2006年のアルバムです。ヨーロッパでも話題になって徐々に日本にも逆輸入されていく事になります。ジャンル的にはソフトロックであり、一人多重録音、宅録ならではのローファイなサウンド、イマジネーションの豊かさから様々なアイデアが詰まったマジカルファンタジックポップ。一人フリッパーズギター、ファースト以上にアイデアも豊富になっていてロック色も加わるようになっています。
1. Mist
2. Mushina
3. Mizukagami
4. Karte
5. Kiiro
6. Vista
7. Metrion
8. Yukinohaka
9. Amayadori
10. 5 A.M. (Tears Below The Freezing Point) (Full Version)
日本語で歌っていますが、ボーカルが弱いので何を言っているのか分からないようなところが抽象的な感じがして逆に哲学的であるように感じられる。それら全てを含めてインストローファイポップのような作風になっています。生演奏をスピードを速めてバックトラックにしているのはテープ録音なのか、それをデジタル環境でループしているのか、聴き取るだけでは判定が難しいものがあります。それだけ独特で個性的なレコーディング環境なのだと思います。
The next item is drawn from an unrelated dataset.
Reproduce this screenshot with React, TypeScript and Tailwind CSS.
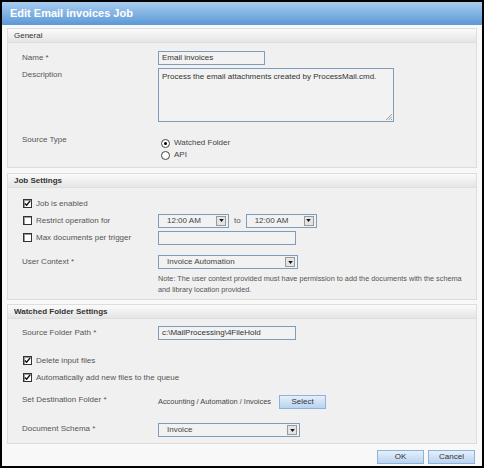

DTM環境でレコーディングすることが多い昨今、皆同じような作風になりがちですが、そこにアナログ卓を経由させたり、テープ録音させたものをインストールさせれば似たようなサウンドは作れるかもしれません。問題はそこまでする必要性があるアイデアが浮かんでいるかどうかであり、彼の場合はそのアイデアを持っていて、彼の独特のスタイルを形成する必要なアイテムになっている事だと思います。そんなアナログ環境しかないので止むおえずやっているのではなく、あえてそれで生まれる質感を大事にしているのです。デジタル環境に慣れ親しんでいる現在の若者には発想しにくい感性であります。